At the heart of every recommendation system is the utility matrix-a huge table of users and items, with ratings or interactions as entries. Most of this matrix is empty, because no user has seen every item. Our job is to fill in the blanks: what will a user like next?

The Utility Matrix and Matrix Factorization

Matrix factorization is a powerful technique to extract hidden patterns from this sparse data. It breaks the big matrix into two smaller ones: one for user preferences, and one for item features. The dot product of these gives us predicted ratings.

import numpy as np
from scipy.sparse.linalg import svds

# Example utility matrix (users x items)
R = np.array([[5, 3, 0, 1],
              [4, 0, 0, 1],
              [1, 1, 0, 5],
              [0, 0, 0, 4]])

# SVD decomposition
U, sigma, Vt = svds(R, k=2)
sigma = np.diag(sigma)
predicted_ratings = np.dot(np.dot(U, sigma), Vt)

print("Original Matrix:\n", R)
print("Reconstructed Matrix:\n", predicted_ratings)

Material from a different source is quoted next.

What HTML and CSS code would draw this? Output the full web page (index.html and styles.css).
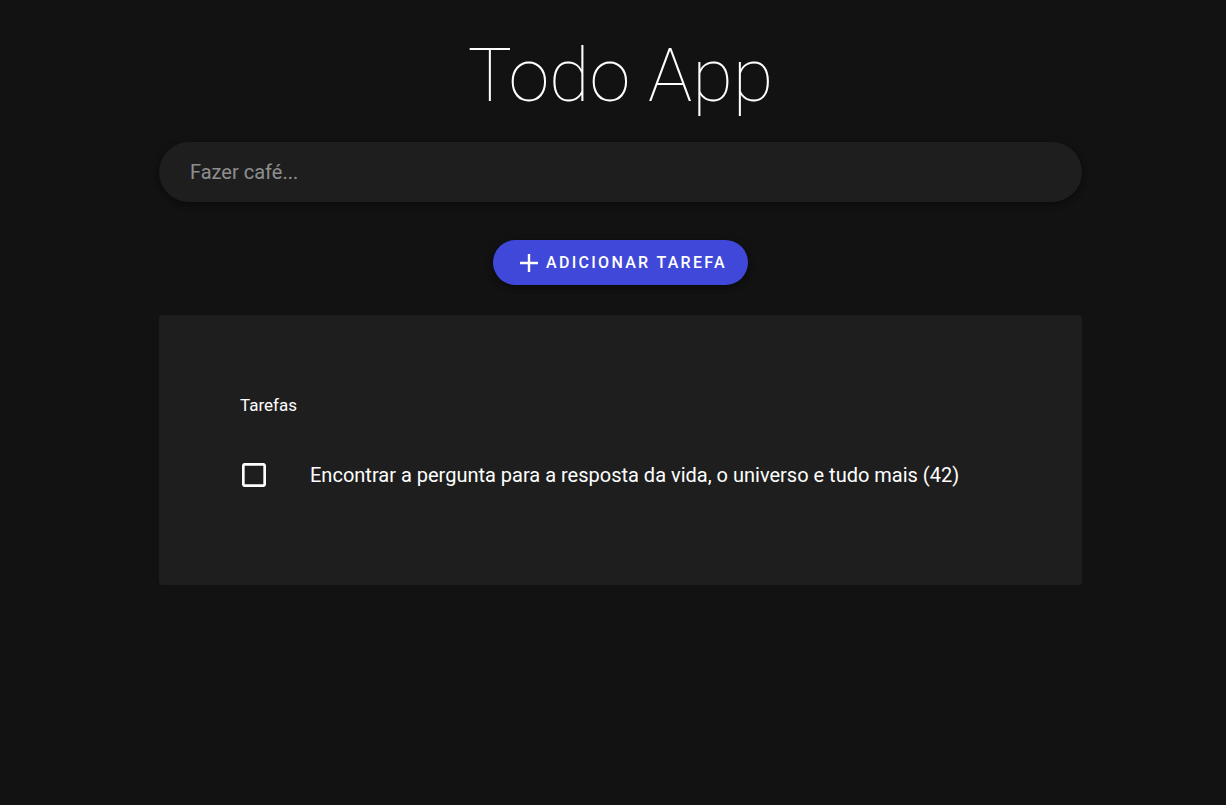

This is the foundation of many modern recommenders, including those used by Netflix and Spotify.

The Cold Start Problem

But what about new users or items? This is the infamous "cold start" problem. The best systems combine collaborative filtering (using user behavior) with content-based methods (using item features) and even demographic or contextual data to bridge the gap.

Content-based bridging: Use item features (genre, author, etc.) until enough ratings exist.
Demographic filtering: Group users by age, location, or interests.
Knowledge graphs: Use domain ontologies to infer relationships.

2. Understanding Recommendation System Types

Modern recommendation engines typically fall into three main categories, each with distinct approaches and use cases:

Popularity-Based Recommenders

These systems provide the same suggestions to all users based on overall item popularity or quality metrics. They're particularly useful when user-specific data is unavailable. For instance, a movie platform might recommend top-rated films based on IMDB scores or view counts, while a news site could highlight trending articles. While simple to implement, these systems don't personalize recommendations.

Content-Based Recommenders

These algorithms suggest items with similar characteristics to those a user has previously engaged with. By analyzing metadata like product descriptions, video tags, or article keywords, the system builds a profile of user preferences. For example, if you frequently watch science fiction movies, the system would recommend other films in that genre. The key advantage is they work well even with limited user interaction data.

Collaborative Filtering Systems

These sophisticated models analyze patterns in user behavior to predict preferences. They operate on the principle that users with similar tastes will like similar items. There are two main variants: user-based (finding similar users) and item-based (finding similar items). These systems power many major platforms but require substantial user interaction data to work effectively.

3. Core Algorithms: Collaborative and Content-Based Filtering

Let's get practical. There are two main approaches you'll use in Python: collaborative filtering and content-based filtering.

Collaborative Filtering with Surprise

Collaborative filtering finds users similar to you, or items similar to what you've liked. The surprise library makes this easy.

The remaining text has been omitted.